Del. Eleanor Holmes Norton (D-D.C.) has proposed legislation to maintain an expiring tax break given to people who use mass transit, which she said would keep commuting costs low for thousands of federal workers in Washington, D.C., and millions of people around the country.
Under current law, mass transit users can deduct the costs of riding trains and buses from their taxable income, up to $245 a month. But without action by Congress, that benefit will be cut nearly in half starting in January, to $130 a month.
For mass transit riders, that means paying taxes on as much as $1,380 a year that was previously tax-free. Norton said last week that Washington is a "prime example" of a city that needs the tax break maintained, as the extension would encourage people to use mass transit.
"Millions of people commute in and out of cities every day, bolstering their economies and improving the overall wellbeing of the country, with this region as a prime example," she said. "Why would we want to encourage people to drive rather than use mass transit?"

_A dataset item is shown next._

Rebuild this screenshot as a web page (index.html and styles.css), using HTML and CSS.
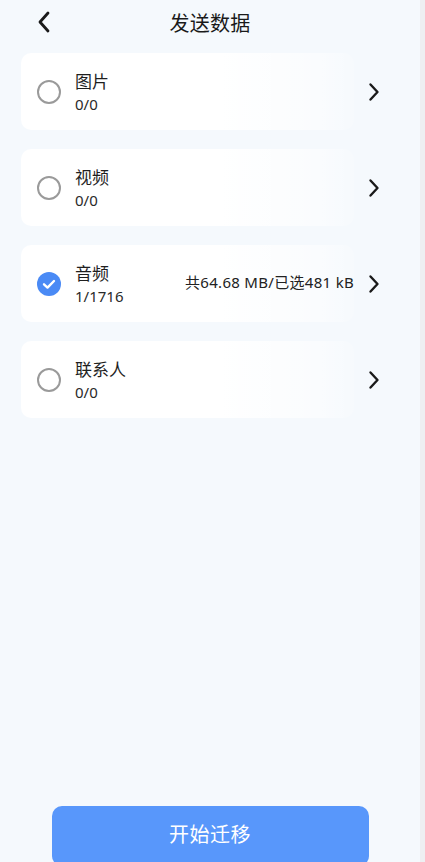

With the House out for the reaminder of the year, it appears likely that Congress will let the mass transit benefit expire. With no action, the tax benefit for parking will rise slightly from $245 to $250 a month.
Earlier this year, a bipartisan group of House members led by Rep. Michael Grimm (R-N.Y.) proposed permanently equalizing the benefits at $220 a month for both parking and mass transit.
Norton's bill would increase the mass transit subsidy to $250 a month, but only for a year. She said she is proposing a one-year extension given the costs associated with a permanent extension.
The issue has been a focus of the National Treasury Employees Union, which represents thousands of federal workers across several agencies. The NTEU has encouraged members to urge Congress to extend the transportation subsidies, particularly in light of the pay freeze that these workers have faced over the last few years.
"The mass transit commuter benefit provides much needed relief in the form of reduced commuting costs for many working people, including tens of thousands of federal employees like myself that rely on public transportation to get to and from work," the NTEU encourages people to write. "Many of these employees, already subject to a three year pay freeze and unpaid furloughs, are struggling in the current economic climate. A reduction in these benefits would impose a severe financial burden on us."
While the Senate is in this week, there are no Senate companion bills to either Norton's or Grimm's legislation, and Senate Democrats have given no indication they would try to pass anything to extend the mass transit tax break.
Norton said if Congress does nothing this month, she would push to pass something next year and make it retroactive.